WHAT NEEDS TO BE DONE:
Copy every line of the following data that includes the string "styles".

RECORDS FOR THE EXERCISE:
((
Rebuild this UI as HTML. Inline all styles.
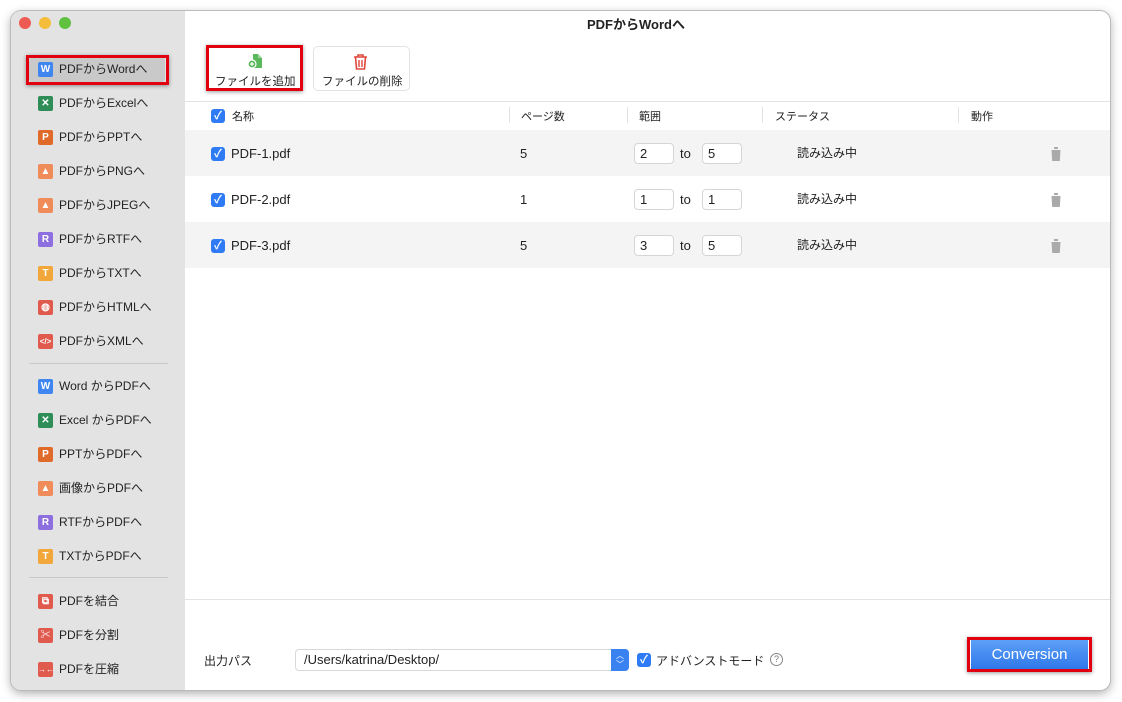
))
((
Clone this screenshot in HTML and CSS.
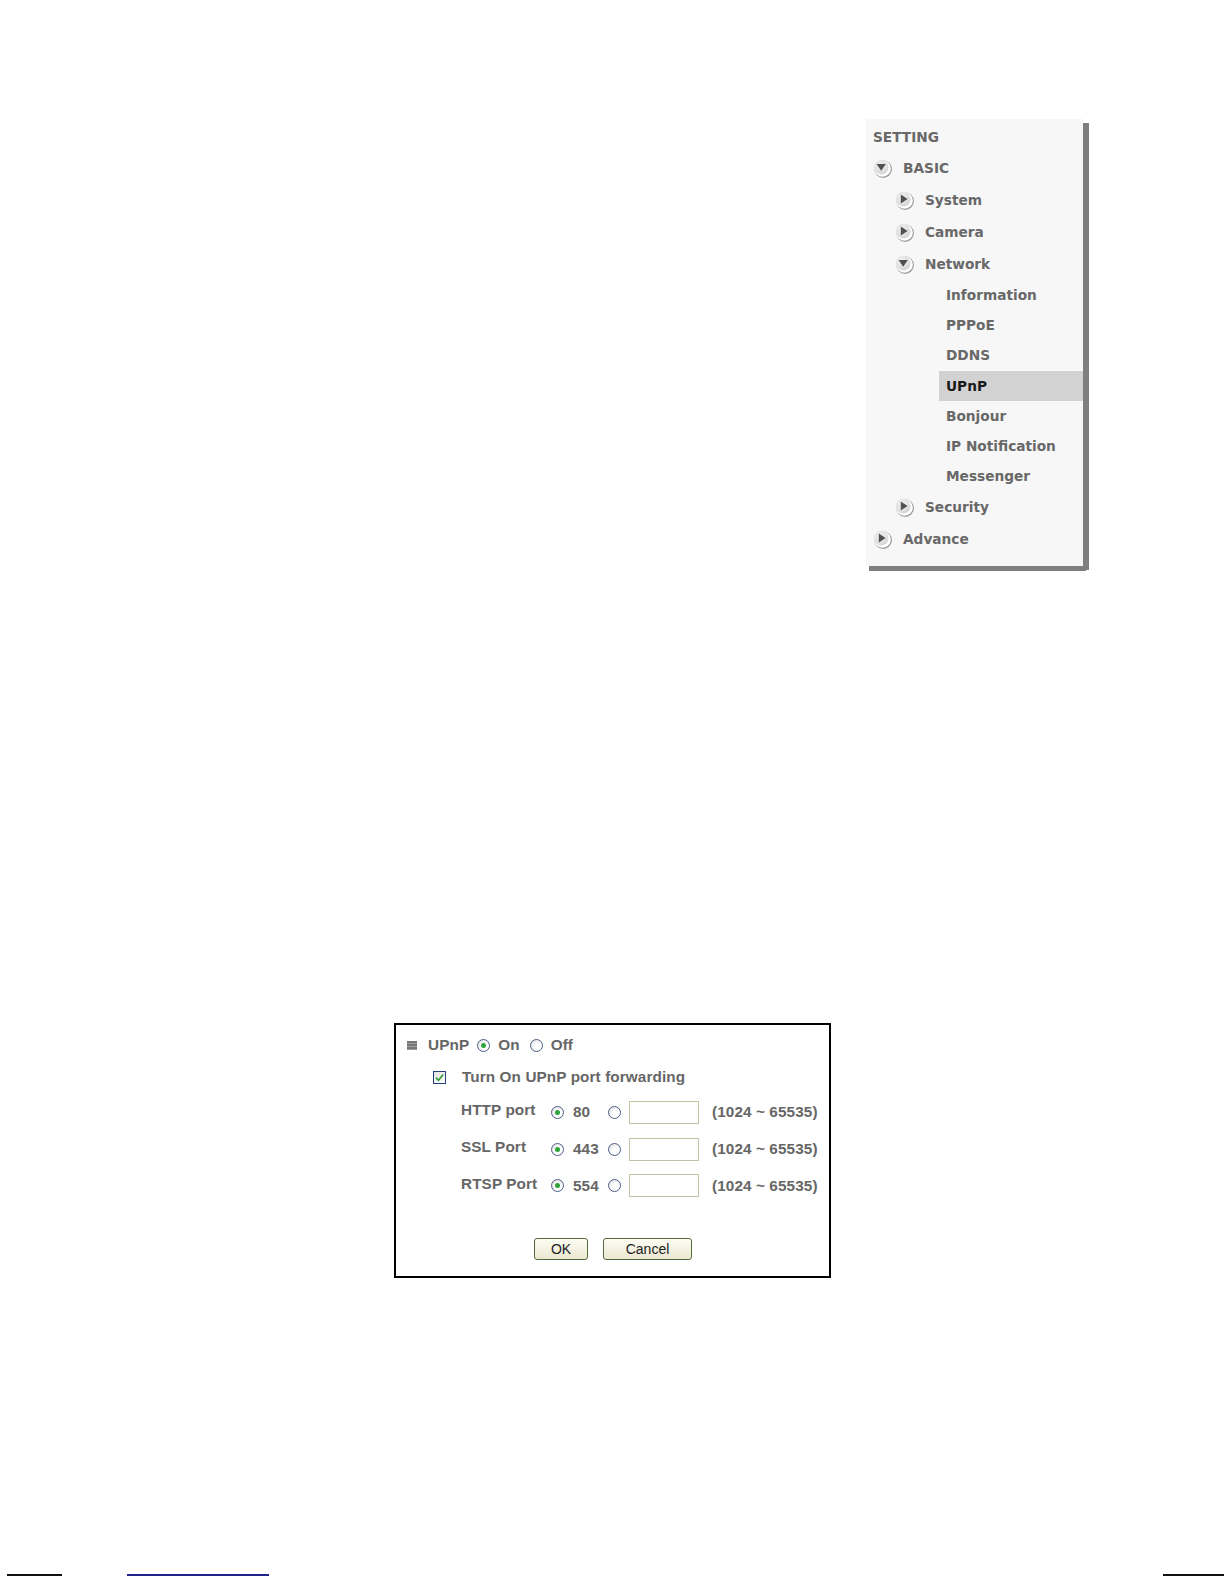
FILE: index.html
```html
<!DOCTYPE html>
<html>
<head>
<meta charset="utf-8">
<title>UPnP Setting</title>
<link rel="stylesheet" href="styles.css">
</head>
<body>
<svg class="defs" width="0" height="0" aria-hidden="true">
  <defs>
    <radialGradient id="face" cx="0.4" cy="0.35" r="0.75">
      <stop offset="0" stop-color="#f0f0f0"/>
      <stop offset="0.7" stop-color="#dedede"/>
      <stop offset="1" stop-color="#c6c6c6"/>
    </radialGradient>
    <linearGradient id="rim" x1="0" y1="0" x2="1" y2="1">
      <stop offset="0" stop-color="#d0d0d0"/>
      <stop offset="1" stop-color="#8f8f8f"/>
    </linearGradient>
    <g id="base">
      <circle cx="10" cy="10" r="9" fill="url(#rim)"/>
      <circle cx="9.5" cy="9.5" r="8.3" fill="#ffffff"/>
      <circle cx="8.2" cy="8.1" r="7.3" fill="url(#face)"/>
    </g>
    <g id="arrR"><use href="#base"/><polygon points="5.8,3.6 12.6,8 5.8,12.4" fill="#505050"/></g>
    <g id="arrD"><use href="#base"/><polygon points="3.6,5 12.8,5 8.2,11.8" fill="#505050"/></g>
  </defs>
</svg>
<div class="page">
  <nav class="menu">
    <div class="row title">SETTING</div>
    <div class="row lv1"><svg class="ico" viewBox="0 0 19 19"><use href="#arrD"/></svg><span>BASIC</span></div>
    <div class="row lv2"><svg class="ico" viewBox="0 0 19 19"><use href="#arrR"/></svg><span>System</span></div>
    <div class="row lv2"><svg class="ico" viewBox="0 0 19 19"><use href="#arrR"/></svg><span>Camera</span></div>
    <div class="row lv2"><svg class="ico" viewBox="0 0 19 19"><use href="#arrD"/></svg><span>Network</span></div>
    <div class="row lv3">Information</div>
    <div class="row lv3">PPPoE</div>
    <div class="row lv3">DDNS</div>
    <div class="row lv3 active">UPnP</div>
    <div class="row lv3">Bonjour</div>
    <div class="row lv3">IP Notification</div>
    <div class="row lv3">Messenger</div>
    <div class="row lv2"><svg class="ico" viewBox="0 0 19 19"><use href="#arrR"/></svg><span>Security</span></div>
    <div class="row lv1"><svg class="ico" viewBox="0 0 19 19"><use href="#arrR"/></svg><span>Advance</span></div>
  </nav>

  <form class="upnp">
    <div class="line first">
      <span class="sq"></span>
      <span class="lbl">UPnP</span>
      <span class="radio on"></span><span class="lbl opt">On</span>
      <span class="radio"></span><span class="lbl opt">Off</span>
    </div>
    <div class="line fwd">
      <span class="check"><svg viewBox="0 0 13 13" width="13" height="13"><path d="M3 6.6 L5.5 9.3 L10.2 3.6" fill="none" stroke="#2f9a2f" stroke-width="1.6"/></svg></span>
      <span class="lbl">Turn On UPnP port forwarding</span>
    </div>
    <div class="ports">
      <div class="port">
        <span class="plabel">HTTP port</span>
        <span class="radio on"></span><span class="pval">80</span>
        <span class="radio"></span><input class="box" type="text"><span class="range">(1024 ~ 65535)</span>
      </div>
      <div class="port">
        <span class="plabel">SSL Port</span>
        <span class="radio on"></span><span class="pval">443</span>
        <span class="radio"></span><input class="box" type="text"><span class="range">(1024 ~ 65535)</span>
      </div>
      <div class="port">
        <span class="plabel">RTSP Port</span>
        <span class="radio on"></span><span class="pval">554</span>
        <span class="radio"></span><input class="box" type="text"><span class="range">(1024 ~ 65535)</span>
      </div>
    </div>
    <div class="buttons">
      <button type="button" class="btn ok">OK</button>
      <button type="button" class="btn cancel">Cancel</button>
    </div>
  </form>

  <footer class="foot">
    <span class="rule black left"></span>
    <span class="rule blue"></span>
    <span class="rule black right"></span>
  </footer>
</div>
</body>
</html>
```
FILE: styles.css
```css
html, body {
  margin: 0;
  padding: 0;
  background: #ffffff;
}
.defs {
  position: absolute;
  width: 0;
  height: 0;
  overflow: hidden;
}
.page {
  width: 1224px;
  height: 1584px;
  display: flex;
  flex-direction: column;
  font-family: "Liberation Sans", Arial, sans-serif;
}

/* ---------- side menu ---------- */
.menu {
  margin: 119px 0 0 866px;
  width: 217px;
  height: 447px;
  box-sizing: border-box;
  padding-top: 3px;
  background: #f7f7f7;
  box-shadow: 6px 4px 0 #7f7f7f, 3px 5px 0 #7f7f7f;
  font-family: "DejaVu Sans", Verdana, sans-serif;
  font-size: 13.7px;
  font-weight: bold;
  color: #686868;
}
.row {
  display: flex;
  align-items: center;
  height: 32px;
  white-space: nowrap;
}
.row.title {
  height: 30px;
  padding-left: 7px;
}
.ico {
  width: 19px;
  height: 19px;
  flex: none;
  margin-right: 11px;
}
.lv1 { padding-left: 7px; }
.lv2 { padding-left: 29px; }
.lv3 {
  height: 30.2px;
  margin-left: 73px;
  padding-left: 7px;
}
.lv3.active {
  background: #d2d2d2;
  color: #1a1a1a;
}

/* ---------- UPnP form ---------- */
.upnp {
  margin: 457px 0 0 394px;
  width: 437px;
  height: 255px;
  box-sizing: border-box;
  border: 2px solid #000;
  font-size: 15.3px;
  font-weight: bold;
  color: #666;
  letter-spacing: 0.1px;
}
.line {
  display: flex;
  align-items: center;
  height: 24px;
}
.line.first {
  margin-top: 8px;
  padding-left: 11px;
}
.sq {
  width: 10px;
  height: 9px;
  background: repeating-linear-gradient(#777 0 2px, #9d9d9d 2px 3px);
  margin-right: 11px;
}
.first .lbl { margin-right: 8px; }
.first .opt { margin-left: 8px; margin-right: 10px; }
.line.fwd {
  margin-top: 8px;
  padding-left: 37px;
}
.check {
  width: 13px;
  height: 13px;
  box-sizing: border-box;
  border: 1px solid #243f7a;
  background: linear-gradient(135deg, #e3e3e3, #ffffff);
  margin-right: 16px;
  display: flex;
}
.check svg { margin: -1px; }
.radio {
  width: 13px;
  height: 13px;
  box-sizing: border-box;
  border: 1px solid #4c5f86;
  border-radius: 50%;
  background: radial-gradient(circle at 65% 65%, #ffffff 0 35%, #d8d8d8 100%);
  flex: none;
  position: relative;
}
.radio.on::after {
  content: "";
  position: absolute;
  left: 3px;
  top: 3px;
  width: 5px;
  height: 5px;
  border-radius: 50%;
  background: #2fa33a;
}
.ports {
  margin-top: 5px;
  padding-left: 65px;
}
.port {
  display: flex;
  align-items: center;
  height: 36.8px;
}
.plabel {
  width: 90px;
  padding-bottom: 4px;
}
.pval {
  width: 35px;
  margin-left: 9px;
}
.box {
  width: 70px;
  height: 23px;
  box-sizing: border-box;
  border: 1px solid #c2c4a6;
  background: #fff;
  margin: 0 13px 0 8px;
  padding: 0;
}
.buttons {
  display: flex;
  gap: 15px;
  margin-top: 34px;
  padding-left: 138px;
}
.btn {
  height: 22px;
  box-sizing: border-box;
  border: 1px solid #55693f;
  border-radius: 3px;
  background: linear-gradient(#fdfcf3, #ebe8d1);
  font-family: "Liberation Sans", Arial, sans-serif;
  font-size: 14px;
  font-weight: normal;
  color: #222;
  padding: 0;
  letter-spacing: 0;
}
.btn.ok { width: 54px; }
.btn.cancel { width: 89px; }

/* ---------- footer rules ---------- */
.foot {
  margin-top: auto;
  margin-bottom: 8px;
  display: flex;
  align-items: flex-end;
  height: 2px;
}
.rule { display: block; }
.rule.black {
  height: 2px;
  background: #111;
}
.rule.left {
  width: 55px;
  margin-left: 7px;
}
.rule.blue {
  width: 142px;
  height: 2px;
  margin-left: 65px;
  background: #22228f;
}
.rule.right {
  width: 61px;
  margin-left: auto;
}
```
))
SOLUTION FOR THIS PROBLEM:
Rebuild this UI as HTML. Inline all styles.
<link rel="stylesheet" href="styles.css">
FILE: styles.css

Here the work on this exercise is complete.